> EXERCISE DESCRIPTION:
Copy each line of the data below exactly, leaving out pictures.

> DATASET CONTENT:
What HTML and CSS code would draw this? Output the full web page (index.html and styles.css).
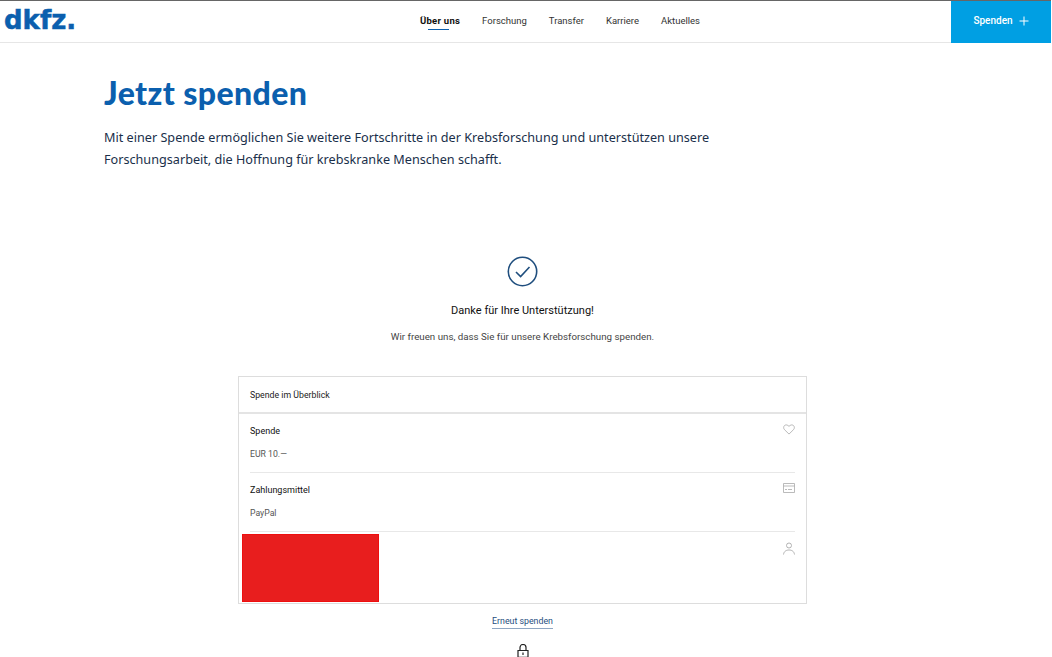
FILE: index.html
```html
<!DOCTYPE html>
<html lang="de">
<head>
    <meta charset="UTF-8">
    <meta name="viewport" content="width=device-width, initial-scale=1.0">
    <title>Jetzt spenden</title>
    <link rel="stylesheet" href="styles.css">
</head>
<body>
    <header class="topbar">
        <a class="logo" href="#">dkfz.</a>
        <nav class="mainnav">
            <a class="active" href="#">Über uns</a>
            <a href="#">Forschung</a>
            <a href="#">Transfer</a>
            <a href="#">Karriere</a>
            <a href="#">Aktuelles</a>
        </nav>
        <a class="donate" href="#">Spenden
            <svg width="10" height="10" viewBox="0 0 10 10"><path d="M5 0.500v9M0.500 5h9" stroke="#fff" stroke-width="1" fill="none"/></svg>
        </a>
    </header>

    <section class="intro">
        <h1>Jetzt spenden</h1>
        <p>Mit einer Spende ermöglichen Sie weitere Fortschritte in der Krebsforschung und unterstützen unsere Forschungsarbeit, die Hoffnung für krebskranke Menschen schafft.</p>
    </section>

    <main class="content">
        <section class="thanks">
            <svg class="check" width="31" height="31" viewBox="0 0 31 31">
                <circle cx="15.500" cy="15.500" r="14.200" stroke="#1f4e7e" stroke-width="1.600" fill="none"/>
                <path d="M9 16l4.600 4.600L22.500 11" stroke="#1f4e7e" stroke-width="1.600" fill="none"/>
            </svg>
            <h2>Danke für Ihre Unterstützung!</h2>
            <p>Wir freuen uns, dass Sie für unsere Krebsforschung spenden.</p>
        </section>

        <section class="summary">
            <div class="summary-head">Spende im Überblick</div>
            <div class="summary-body">
                <div class="row">
                    <div>
                        <h3>Spende</h3>
                        <p>EUR 10.—</p>
                    </div>
                    <svg class="icon" width="12" height="11" viewBox="0 0 13 12">
                        <path d="M6.500 11L1.600 6.200C0.200 4.700 0.500 2.600 1.700 1.600 3 0.600 5 0.800 6.500 2.600 8 0.800 10 0.600 11.300 1.600 12.500 2.600 12.800 4.700 11.400 6.200Z" stroke="#aaa" stroke-width="0.900" fill="none"/>
                    </svg>
                </div>
                <div class="row">
                    <div>
                        <h3>Zahlungsmittel</h3>
                        <p>PayPal</p>
                    </div>
                    <svg class="icon" width="12" height="10" viewBox="0 0 12 10">
                        <path d="M0.500 0.500h11v9h-11zM0.500 3h11M2 6.500h2M5 6.500h4" stroke="#aaa" stroke-width="0.800" fill="none"/>
                    </svg>
                </div>
                <div class="row row-last">
                    <div class="redacted"></div>
                    <svg class="icon" width="12" height="13" viewBox="0 0 12 13">
                        <circle cx="6" cy="3.500" r="2.500" stroke="#aaa" stroke-width="0.900" fill="none"/>
                        <path d="M0.500 12.500C1 9 3.500 8 6 8s5 1 5.500 4.500" stroke="#aaa" stroke-width="0.900" fill="none"/>
                    </svg>
                </div>
            </div>
        </section>

        <div class="again"><a href="#">Erneut spenden</a></div>
        <div class="lock">
            <svg width="12" height="14" viewBox="0 0 12 14">
                <path d="M3 6.500V3.500a3 3 0 0 1 6 0V6.500M1 6.500h10v6.800H1zM6 8.500v2.500" stroke="#222" stroke-width="1.200" fill="none"/>
            </svg>
        </div>
    </main>
</body>
</html>
```

FILE: styles.css
```css
html, body {
    height: 657px;
    overflow: hidden;
}
body {
    margin: 0;
    font-family: Roboto, Arial, sans-serif;
    color: #222;
    background: #fff;
}
a {
    text-decoration: none;
    color: inherit;
}
.topbar {
    display: flex;
    height: 43px;
    box-sizing: border-box;
    border-top: 1px solid #666;
    border-bottom: 1px solid #e6e6e6;
    margin-right: 1px;
}
.logo {
    width: 420px;
    padding-left: 4px;
    box-sizing: border-box;
    font-family: "DejaVu Sans", sans-serif;
    font-weight: 700;
    font-size: 26px;
    line-height: 38px;
    -webkit-text-stroke: 0.500px #0b5fae;
    color: #0b5fae;
}
.mainnav {
    display: flex;
    gap: 22px;
    flex: 1;
    font-size: 9.500px;
    line-height: 40px;
    color: #333;
}
.mainnav a {
    position: relative;
}
.mainnav .active {
    font-weight: 700;
    letter-spacing: 0.250px;
    color: #111;
}
.mainnav .active::after {
    content: "";
    position: absolute;
    left: 8px;
    right: 11px;
    top: 28px;
    height: 1px;
    background: #0b5fae;
}
.donate {
    display: flex;
    align-items: center;
    justify-content: center;
    gap: 6px;
    width: 100px;
    margin-bottom: -1px;
    padding-bottom: 3px;
    box-sizing: border-box;
    background: #009fe3;
    color: #fff;
    font-size: 10px;
    font-weight: 500;
}
.intro {
    padding: 31px 0 0 104px;
    width: 630px;
}
.intro h1 {
    margin: 0;
    font-family: Lato, sans-serif;
    font-weight: 900;
    font-size: 32px;
    line-height: 38px;
    letter-spacing: 0.400px;
    color: #0b5fae;
}
.intro p {
    margin: 14px 0 0;
    font-family: "Noto Sans", sans-serif;
    font-weight: 400;
    font-size: 12.650px;
    line-height: 22px;
    color: #1a2f4a;
}
.content {
    width: 569px;
    margin-left: 238px;
}
.thanks {
    margin-top: 86px;
    text-align: center;
}
.check {
    display: block;
    margin: 0 auto;
}
.thanks h2 {
    margin: 17px 0 0;
    font-size: 11px;
    font-weight: 400;
    line-height: 14px;
    color: #111;
}
.thanks p {
    margin: 12px 0 0;
    font-size: 9.750px;
    line-height: 14px;
    color: #444;
}
.summary {
    height: 228px;
    box-sizing: border-box;
    margin-top: 32px;
    border: 1px solid #ddd;
}
.summary-head {
    height: 35px;
    padding-left: 11px;
    border-bottom: 2px solid #e4e4e4;
    font-size: 8.750px;
    line-height: 36px;
    color: #222;
}
.summary-body {
    padding: 0 11px;
}
.row {
    display: flex;
    justify-content: space-between;
    height: 58px;
    border-bottom: 1px solid #e8e8e8;
}
.row h3 {
    margin: 11px 0 0;
    font-size: 9px;
    font-weight: 400;
    line-height: 13px;
    color: #111;
}
.row p {
    margin: 10px 0 0;
    font-size: 8.700px;
    line-height: 13px;
    color: #555;
}
.row-last {
    border-bottom: 0;
    margin-left: -8px;
}
.icon {
    margin-top: 10px;
}
.redacted {
    width: 137px;
    height: 68px;
    margin-top: 2px;
    box-sizing: border-box;
    background: #e81e1e;
    border: 1px solid #ee0f0f;
}
.again {
    margin-top: 11px;
    text-align: center;
    font-size: 8.800px;
    line-height: 12px;
    color: #1f4e7e;
}
.again a {
    display: inline-block;
    padding-bottom: 1px;
    border-bottom: 1px solid #8fa6c2;
}
.lock {
    margin-top: 14px;
    text-align: center;
}
```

> WORKED SOLUTION:
What HTML and CSS code would draw this? Output the full web page (index.html and styles.css).
FILE: index.html
```html
<!DOCTYPE html>
<html lang="de">
<head>
    <meta charset="UTF-8">
    <meta name="viewport" content="width=device-width, initial-scale=1.0">
    <title>Jetzt spenden</title>
    <link rel="stylesheet" href="styles.css">
</head>
<body>
    <header class="topbar">
        <a class="logo" href="#">dkfz.</a>
        <nav class="mainnav">
            <a class="active" href="#">Über uns</a>
            <a href="#">Forschung</a>
            <a href="#">Transfer</a>
            <a href="#">Karriere</a>
            <a href="#">Aktuelles</a>
        </nav>
        <a class="donate" href="#">Spenden
            <svg width="10" height="10" viewBox="0 0 10 10"><path d="M5 0.500v9M0.500 5h9" stroke="#fff" stroke-width="1" fill="none"/></svg>
        </a>
    </header>

    <section class="intro">
        <h1>Jetzt spenden</h1>
        <p>Mit einer Spende ermöglichen Sie weitere Fortschritte in der Krebsforschung und unterstützen unsere Forschungsarbeit, die Hoffnung für krebskranke Menschen schafft.</p>
    </section>

    <main class="content">
        <section class="thanks">
            <svg class="check" width="31" height="31" viewBox="0 0 31 31">
                <circle cx="15.500" cy="15.500" r="14.200" stroke="#1f4e7e" stroke-width="1.600" fill="none"/>
                <path d="M9 16l4.600 4.600L22.500 11" stroke="#1f4e7e" stroke-width="1.600" fill="none"/>
            </svg>
            <h2>Danke für Ihre Unterstützung!</h2>
            <p>Wir freuen uns, dass Sie für unsere Krebsforschung spenden.</p>
        </section>

        <section class="summary">
            <div class="summary-head">Spende im Überblick</div>
            <div class="summary-body">
                <div class="row">
                    <div>
                        <h3>Spende</h3>
                        <p>EUR 10.—</p>
                    </div>
                    <svg class="icon" width="12" height="11" viewBox="0 0 13 12">
                        <path d="M6.500 11L1.600 6.200C0.200 4.700 0.500 2.600 1.700 1.600 3 0.600 5 0.800 6.500 2.600 8 0.800 10 0.600 11.300 1.600 12.500 2.600 12.800 4.700 11.400 6.200Z" stroke="#aaa" stroke-width="0.900" fill="none"/>
                    </svg>
                </div>
                <div class="row">
                    <div>
                        <h3>Zahlungsmittel</h3>
                        <p>PayPal</p>
                    </div>
                    <svg class="icon" width="12" height="10" viewBox="0 0 12 10">
                        <path d="M0.500 0.500h11v9h-11zM0.500 3h11M2 6.500h2M5 6.500h4" stroke="#aaa" stroke-width="0.800" fill="none"/>
                    </svg>
                </div>
                <div class="row row-last">
                    <div class="redacted"></div>
                    <svg class="icon" width="12" height="13" viewBox="0 0 12 13">
                        <circle cx="6" cy="3.500" r="2.500" stroke="#aaa" stroke-width="0.900" fill="none"/>
                        <path d="M0.500 12.500C1 9 3.500 8 6 8s5 1 5.500 4.500" stroke="#aaa" stroke-width="0.900" fill="none"/>
                    </svg>
                </div>
            </div>
        </section>

        <div class="again"><a href="#">Erneut spenden</a></div>
        <div class="lock">
            <svg width="12" height="14" viewBox="0 0 12 14">
                <path d="M3 6.500V3.500a3 3 0 0 1 6 0V6.500M1 6.500h10v6.800H1zM6 8.500v2.500" stroke="#222" stroke-width="1.200" fill="none"/>
            </svg>
        </div>
    </main>
</body>
</html>
```

FILE: styles.css
```css
html, body {
    height: 657px;
    overflow: hidden;
}
body {
    margin: 0;
    font-family: Roboto, Arial, sans-serif;
    color: #222;
    background: #fff;
}
a {
    text-decoration: none;
    color: inherit;
}
.topbar {
    display: flex;
    height: 43px;
    box-sizing: border-box;
    border-top: 1px solid #666;
    border-bottom: 1px solid #e6e6e6;
    margin-right: 1px;
}
.logo {
    width: 420px;
    padding-left: 4px;
    box-sizing: border-box;
    font-family: "DejaVu Sans", sans-serif;
    font-weight: 700;
    font-size: 26px;
    line-height: 38px;
    -webkit-text-stroke: 0.500px #0b5fae;
    color: #0b5fae;
}
.mainnav {
    display: flex;
    gap: 22px;
    flex: 1;
    font-size: 9.500px;
    line-height: 40px;
    color: #333;
}
.mainnav a {
    position: relative;
}
.mainnav .active {
    font-weight: 700;
    letter-spacing: 0.250px;
    color: #111;
}
.mainnav .active::after {
    content: "";
    position: absolute;
    left: 8px;
    right: 11px;
    top: 28px;
    height: 1px;
    background: #0b5fae;
}
.donate {
    display: flex;
    align-items: center;
    justify-content: center;
    gap: 6px;
    width: 100px;
    margin-bottom: -1px;
    padding-bottom: 3px;
    box-sizing: border-box;
    background: #009fe3;
    color: #fff;
    font-size: 10px;
    font-weight: 500;
}
.intro {
    padding: 31px 0 0 104px;
    width: 630px;
}
.intro h1 {
    margin: 0;
    font-family: Lato, sans-serif;
    font-weight: 900;
    font-size: 32px;
    line-height: 38px;
    letter-spacing: 0.400px;
    color: #0b5fae;
}
.intro p {
    margin: 14px 0 0;
    font-family: "Noto Sans", sans-serif;
    font-weight: 400;
    font-size: 12.650px;
    line-height: 22px;
    color: #1a2f4a;
}
.content {
    width: 569px;
    margin-left: 238px;
}
.thanks {
    margin-top: 86px;
    text-align: center;
}
.check {
    display: block;
    margin: 0 auto;
}
.thanks h2 {
    margin: 17px 0 0;
    font-size: 11px;
    font-weight: 400;
    line-height: 14px;
    color: #111;
}
.thanks p {
    margin: 12px 0 0;
    font-size: 9.750px;
    line-height: 14px;
    color: #444;
}
.summary {
    height: 228px;
    box-sizing: border-box;
    margin-top: 32px;
    border: 1px solid #ddd;
}
.summary-head {
    height: 35px;
    padding-left: 11px;
    border-bottom: 2px solid #e4e4e4;
    font-size: 8.750px;
    line-height: 36px;
    color: #222;
}
.summary-body {
    padding: 0 11px;
}
.row {
    display: flex;
    justify-content: space-between;
    height: 58px;
    border-bottom: 1px solid #e8e8e8;
}
.row h3 {
    margin: 11px 0 0;
    font-size: 9px;
    font-weight: 400;
    line-height: 13px;
    color: #111;
}
.row p {
    margin: 10px 0 0;
    font-size: 8.700px;
    line-height: 13px;
    color: #555;
}
.row-last {
    border-bottom: 0;
    margin-left: -8px;
}
.icon {
    margin-top: 10px;
}
.redacted {
    width: 137px;
    height: 68px;
    margin-top: 2px;
    box-sizing: border-box;
    background: #e81e1e;
    border: 1px solid #ee0f0f;
}
.again {
    margin-top: 11px;
    text-align: center;
    font-size: 8.800px;
    line-height: 12px;
    color: #1f4e7e;
}
.again a {
    display: inline-block;
    padding-bottom: 1px;
    border-bottom: 1px solid #8fa6c2;
}
.lock {
    margin-top: 14px;
    text-align: center;
}
```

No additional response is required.